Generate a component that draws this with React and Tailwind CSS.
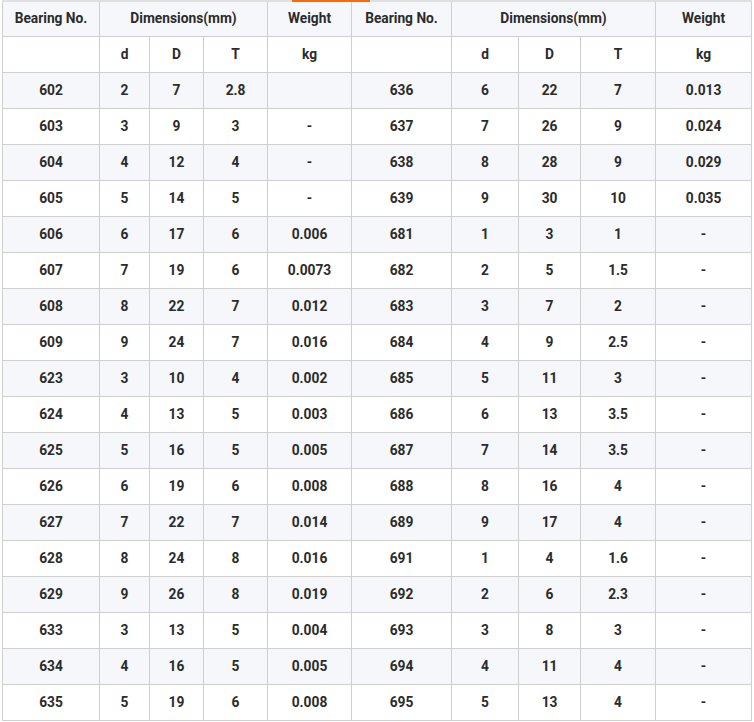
const rows = [
  ["602", "2", "7", "2.8", "", "636", "6", "22", "7", "0.013"],
  ["603", "3", "9", "3", "-", "637", "7", "26", "9", "0.024"],
  ["604", "4", "12", "4", "-", "638", "8", "28", "9", "0.029"],
  ["605", "5", "14", "5", "-", "639", "9", "30", "10", "0.035"],
  ["606", "6", "17", "6", "0.006", "681", "1", "3", "1", "-"],
  ["607", "7", "19", "6", "0.0073", "682", "2", "5", "1.5", "-"],
  ["608", "8", "22", "7", "0.012", "683", "3", "7", "2", "-"],
  ["609", "9", "24", "7", "0.016", "684", "4", "9", "2.5", "-"],
  ["623", "3", "10", "4", "0.002", "685", "5", "11", "3", "-"],
  ["624", "4", "13", "5", "0.003", "686", "6", "13", "3.5", "-"],
  ["625", "5", "16", "5", "0.005", "687", "7", "14", "3.5", "-"],
  ["626", "6", "19", "6", "0.008", "688", "8", "16", "4", "-"],
  ["627", "7", "22", "7", "0.014", "689", "9", "17", "4", "-"],
  ["628", "8", "24", "8", "0.016", "691", "1", "4", "1.6", "-"],
  ["629", "9", "26", "8", "0.019", "692", "2", "6", "2.3", "-"],
  ["633", "3", "13", "5", "0.004", "693", "3", "8", "3", "-"],
  ["634", "4", "16", "5", "0.005", "694", "4", "11", "4", "-"],
  ["635", "5", "19", "6", "0.008", "695", "5", "13", "4", "-"],
];

const widths = [97, 50, 54, 64, 84, 100, 67, 62, 75, 96];

const cell = "border border-[#cfcfcf] text-center align-middle p-0";

export default function App() {
  return (
    <div className="pl-[2px] bg-white font-['Roboto',sans-serif] text-[13.75px] font-bold text-[#2b2b2b]">
      {/* tab strip line */}
      <div className="flex w-[750px] h-[2px]">
        <div className="w-[290px] bg-[#e0e0e0]" />
        <div className="w-[78px] bg-[#ff6a00]" />
        <div className="flex-1 bg-[#e0e0e0]" />
      </div>
      <table className="border-collapse table-fixed w-[750px] border-t-0">
        <colgroup>
          {widths.map((w, i) => (
            <col key={i} style={{ width: w }} />
          ))}
        </colgroup>
        <thead>
          <tr className="h-[34px] bg-[#f5f7fa]">
            <th className={cell + " border-t-0 font-bold"}>Bearing No.</th>
            <th colSpan={3} className={cell + " border-t-0 font-bold"}>Dimensions(mm)</th>
            <th className={cell + " border-t-0 font-bold"}>Weight</th>
            <th className={cell + " border-t-0 font-bold"}>Bearing No.</th>
            <th colSpan={3} className={cell + " border-t-0 font-bold"}>Dimensions(mm)</th>
            <th className={cell + " border-t-0 font-bold"}>Weight</th>
          </tr>
          <tr className="h-[36px] bg-white">
            <th className={cell}></th>
            <th className={cell + " font-bold"}>d</th>
            <th className={cell + " font-bold"}>D</th>
            <th className={cell + " font-bold"}>T</th>
            <th className={cell + " font-bold"}>kg</th>
            <th className={cell}></th>
            <th className={cell + " font-bold"}>d</th>
            <th className={cell + " font-bold"}>D</th>
            <th className={cell + " font-bold"}>T</th>
            <th className={cell + " font-bold"}>kg</th>
          </tr>
        </thead>
        <tbody>
          {rows.map((r, i) => (
            <tr key={i} className={"h-[36px] " + (i % 2 === 0 ? "bg-[#f5f7fa]" : "bg-white")}>
              {r.map((v, j) => (
                <td key={j} className={cell}>
                  {v}
                </td>
              ))}
            </tr>
          ))}
        </tbody>
      </table>
    </div>
  );
}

—————

## Aim
Transcribe exactly, with no pictures, the lines running from the first line of the material through the line holding "border-[#cfcfcf] text-center align-middle".

## Output
Generate a component that draws this with React and Tailwind CSS.
const rows = [
  ["602", "2", "7", "2.8", "", "636", "6", "22", "7", "0.013"],
  ["603", "3", "9", "3", "-", "637", "7", "26", "9", "0.024"],
  ["604", "4", "12", "4", "-", "638", "8", "28", "9", "0.029"],
  ["605", "5", "14", "5", "-", "639", "9", "30", "10", "0.035"],
  ["606", "6", "17", "6", "0.006", "681", "1", "3", "1", "-"],
  ["607", "7", "19", "6", "0.0073", "682", "2", "5", "1.5", "-"],
  ["608", "8", "22", "7", "0.012", "683", "3", "7", "2", "-"],
  ["609", "9", "24", "7", "0.016", "684", "4", "9", "2.5", "-"],
  ["623", "3", "10", "4", "0.002", "685", "5", "11", "3", "-"],
  ["624", "4", "13", "5", "0.003", "686", "6", "13", "3.5", "-"],
  ["625", "5", "16", "5", "0.005", "687", "7", "14", "3.5", "-"],
  ["626", "6", "19", "6", "0.008", "688", "8", "16", "4", "-"],
  ["627", "7", "22", "7", "0.014", "689", "9", "17", "4", "-"],
  ["628", "8", "24", "8", "0.016", "691", "1", "4", "1.6", "-"],
  ["629", "9", "26", "8", "0.019", "692", "2", "6", "2.3", "-"],
  ["633", "3", "13", "5", "0.004", "693", "3", "8", "3", "-"],
  ["634", "4", "16", "5", "0.005", "694", "4", "11", "4", "-"],
  ["635", "5", "19", "6", "0.008", "695", "5", "13", "4", "-"],
];

const widths = [97, 50, 54, 64, 84, 100, 67, 62, 75, 96];

const cell = "border border-[#cfcfcf] text-center align-middle p-0";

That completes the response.